Abstract

AbstractThe ionospheric sporadic E layer, the ionospheric irregularities of enhanced electron density, appears in the Earth's ionosphere at altitudes between 90 and 120 km, which supports the real‐world radio communication needs of many sectors reliant on ionosphere‐dependent decision‐making. The prediction of the occurrence of sporadic E layers has been extremely difficult due to the highly complex behavior. Conventional numerical methods are limited because of the inability to extract high‐level information from data. Deep learning is a powerful tool for mining latent features from data, which can theoretically avoid assumptions constraining physical methods.
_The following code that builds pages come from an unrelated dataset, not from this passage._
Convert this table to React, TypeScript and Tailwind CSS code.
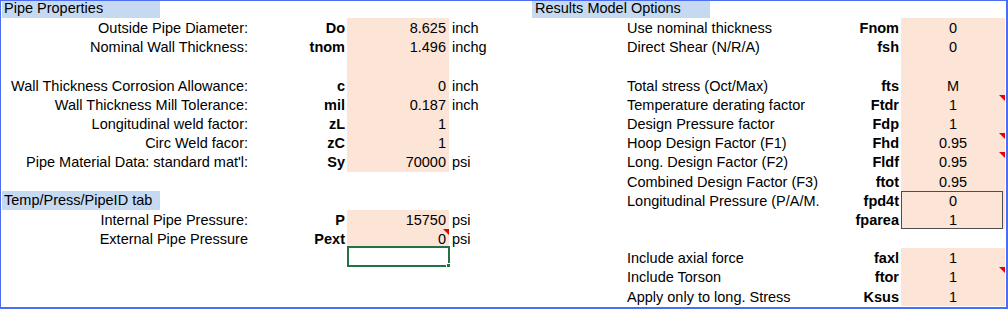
type LeftItem = {
  header?: string;
  label?: string;
  code?: string;
  value?: string;
  unit?: string;
  peach?: boolean;
  note?: boolean;
  selected?: boolean;
};

type RightItem = {
  label?: string;
  code?: string;
  value?: string;
  peach?: boolean;
  note?: boolean;
  box?: "top" | "bottom";
};

const leftRows: LeftItem[] = [
  { label: "Outside Pipe Diameter:", code: "Do", value: "8.625", unit: "inch", peach: true },
  { label: "Nominal Wall Thickness:", code: "tnom", value: "1.496", unit: "inchg", peach: true },
  { peach: true },
  { label: "Wall Thickness Corrosion Allowance:", code: "c", value: "0", unit: "inch", peach: true },
  { label: "Wall Thickness Mill Tolerance:", code: "mil", value: "0.187", unit: "inch", peach: true },
  { label: "Longitudinal weld factor:", code: "zL", value: "1", peach: true },
  { label: "Circ Weld facor:", code: "zC", value: "1", peach: true },
  { label: "Pipe Material Data: standard mat'l:", code: "Sy", value: "70000", unit: "psi", peach: true },
  {},
  { header: "Temp/Press/PipeID tab" },
  { label: "Internal Pipe Pressure:", code: "P", value: "15750", unit: "psi", peach: true },
  { label: "External Pipe Pressure", code: "Pext", value: "0", unit: "psi", peach: true, note: true },
  { selected: true },
  {},
  {},
];

const rightRows: RightItem[] = [
  { label: "Use nominal thickness", code: "Fnom", value: "0", peach: true },
  { label: "Direct Shear (N/R/A)", code: "fsh", value: "0", peach: true },
  { peach: true },
  { label: "Total stress (Oct/Max)", code: "fts", value: "M", peach: true },
  { label: "Temperature derating factor", code: "Ftdr", value: "1", peach: true, note: true },
  { label: "Design Pressure factor", code: "Fdp", value: "1", peach: true },
  { label: "Hoop Design Factor (F1)", code: "Fhd", value: "0.95", peach: true, note: true },
  { label: "Long. Design Factor (F2)", code: "Fldf", value: "0.95", peach: true, note: true },
  { label: "Combined Design Factor (F3)", code: "ftot", value: "0.95", peach: true },
  { label: "Longitudinal Pressure (P/A/M.", code: "fpd4t", value: "0", peach: true, box: "top" },
  { code: "fparea", value: "1", peach: true, box: "bottom" },
  {},
  { label: "Include axial force", code: "faxl", value: "1", peach: true },
  { label: "Include Torson", code: "ftor", value: "1", peach: true, note: true },
  { label: "Apply only to long. Stress", code: "Ksus", value: "1", peach: true },
];

function Note() {
  return (
    <span className="absolute right-0 top-0 h-0 w-0 border-l-[6px] border-t-[6px] border-l-transparent border-t-[#e60000]" />
  );
}

function LeftRow({ row }: { row: LeftItem }) {
  if (row.header) {
    return (
      <div className="h-[19.2px] pl-px">
        <div className="h-full w-[158px] bg-[#c5d9f1] pl-[2px] leading-[18.2px]">{row.header}</div>
      </div>
    );
  }
  return (
    <div className="grid h-[19.2px] grid-cols-[248px_98px_102px_1fr] leading-[18.2px]">
      <div className="whitespace-nowrap pr-px pt-px text-right">{row.label}</div>
      <div className="pr-[2px] pt-px text-right font-bold">{row.code}</div>
      <div className={`relative pr-[3px] pt-px text-right ${row.peach ? "bg-[#fce4d6]" : ""}`}>
        {row.value}
        {row.note && <Note />}
        {row.selected && (
          <div className="absolute -right-px -top-[2px] bottom-0 left-0 border-2 border-[#217346]">
            <span className="absolute -bottom-[3px] -right-[3px] h-[5px] w-[5px] border border-white bg-[#217346]" />
          </div>
        )}
      </div>
      <div className="whitespace-nowrap pl-[3px] pt-px">{row.unit}</div>
    </div>
  );
}

function RightRow({ row }: { row: RightItem }) {
  return (
    <div className="grid h-[19.2px] grid-cols-[97px_185px_89px_104px] leading-[18.2px]">
      <div />
      <div className="whitespace-nowrap pt-px">{row.label}</div>
      <div className="pr-[2px] pt-px text-right font-bold">{row.code}</div>
      <div className={`relative pt-px text-center ${row.peach ? "bg-[#fce4d6]" : ""}`}>
        {row.value}
        {row.note && <Note />}
        {row.box === "top" && (
          <span className="absolute bottom-0 left-0 right-[2px] top-0 border-x border-t border-[#4d4d4d]" />
        )}
        {row.box === "bottom" && (
          <span className="absolute bottom-0 left-0 right-[2px] top-0 border-x border-b border-[#4d4d4d]" />
        )}
      </div>
    </div>
  );
}

export default function App() {
  return (
    <div className="flex h-[309px] w-[1008px] border-b-2 border-l border-r-2 border-t border-[#4c6ef5] bg-white font-['Liberation_Sans',Arial,sans-serif] text-[14.5px] text-black">
      {/* Pipe properties side */}
      <div className="w-[529px]">
        <div className="h-[17px] pl-px">
          <div className="h-full w-[158px] bg-[#c5d9f1] pl-[2px] leading-[15px]">Pipe Properties</div>
        </div>
        {leftRows.map((row, i) => (
          <LeftRow key={i} row={row} />
        ))}
      </div>

      {/* Results model options side */}
      <div className="flex-1">
        <div className="h-[17px] pl-[2px]">
          <div className="h-full w-[178px] bg-[#c5d9f1] pl-[3px] leading-[15px]">Results Model Options</div>
        </div>
        {rightRows.map((row, i) => (
          <RightRow key={i} row={row} />
        ))}
      </div>
    </div>
  );
}
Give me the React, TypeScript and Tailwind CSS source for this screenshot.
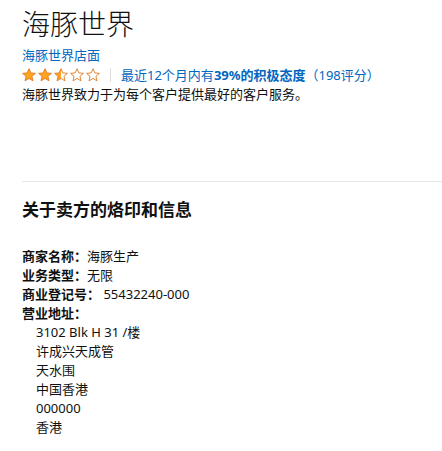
import React from "react";

const STAR = "M7 0.7 L8.85 4.95 L13.4 5.35 L9.95 8.35 L10.95 12.8 L7 10.45 L3.05 12.8 L4.05 8.35 L0.6 5.35 L5.15 4.95 Z";

function Star({ kind, id }: { kind: "full" | "half" | "empty"; id: string }) {
  return (
    <svg width="14" height="14" viewBox="0 0 14 14" className="block">
      <defs>
        <linearGradient id={id} x1="0" x2="1" y1="0" y2="0">
          <stop offset="50%" stopColor="#FFA41C" />
          <stop offset="50%" stopColor="#ffffff" />
        </linearGradient>
      </defs>
      <path
        d={STAR}
        fill={kind === "full" ? "#FFA41C" : kind === "half" ? `url(#${id})` : "#ffffff"}
        stroke="#DE7921"
        strokeWidth="0.9"
        strokeLinejoin="round"
      />
    </svg>
  );
}

export default function App() {
  const font = { fontFamily: '"Noto Sans", "Noto Sans CJK SC", sans-serif' };
  return (
    <div className="min-h-[451px] bg-white text-[#0F1111]" style={font}>
      <div className="pl-[22px] pt-[6px]">
        <h1 className="text-[28px] leading-[36px] font-light m-0">海豚世界</h1>
        <div className="mt-[4px] text-[13px] leading-[19.5px] text-[#0066c0]">海豚世界店面</div>
        <div className="flex items-center text-[13px] leading-[19.5px]">
          <div className="flex items-center gap-[2px]">
            <Star kind="full" id="s1" />
            <Star kind="full" id="s2" />
            <Star kind="half" id="s3" />
            <Star kind="empty" id="s4" />
            <Star kind="empty" id="s5" />
          </div>
          <div className="mx-[10px] h-[14px] w-px bg-[#ddd]" />
          <div className="text-[#0066c0]">
            最近12个月内有<span className="font-bold">39%的积极态度</span>（198评分）
          </div>
        </div>
        <div className="text-[13px] leading-[19.5px]">海豚世界致力于为每个客户提供最好的客户服务。</div>
      </div>
      <div className="ml-[22px] mt-[76px] h-px bg-[#e7e7e7]" />
      <div className="pl-[22px]">
        <h2 className="mt-[16px] text-[17px] leading-[24px] font-bold">关于卖方的烙印和信息</h2>
        <div className="mt-[25px] text-[13px] leading-[19px]">
          <div><span className="font-bold">商家名称：</span>海豚生产</div>
          <div><span className="font-bold">业务类型：</span>无限</div>
          <div><span className="font-bold">商业登记号：</span> 55432240-000</div>
          <div><span className="font-bold">营业地址：</span></div>
          <div className="pl-[14px]">
            <div>3102 Blk H 31 /楼</div>
            <div>许成兴天成管</div>
            <div>天水围</div>
            <div>中国香港</div>
            <div>000000</div>
            <div>香港</div>
          </div>
        </div>
      </div>
    </div>
  );
}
Inspired by feature extraction, we applied deep learning to explore latent relationships between mapping observable lower atmospheric data and ionospheric data from limited observations. The proposed model was trained with high‐resolution ERA5 data during 1 January 2007–30 August 2018 as input and corresponding ionospheric sporadic E data collected from COSMIC RO measurements as output. The results show that the model can learn complex relevance as bridges connecting the input and the desired output and obtain excellent performance and generalization capability by applying multiple evaluation criteria. Additionally, we established several model architecture training methods to explore the performance of the model with different input data. The statistic results show that model inference performance is proportional to the abundance of input information and is impacted by intraseasonal variability. The inference capability of the model achieves the best performance in the June–August (JJA) and December–February (DJF) seasons, which is the exact period of sporadic E layer significant occurrence, although different models are evaluated.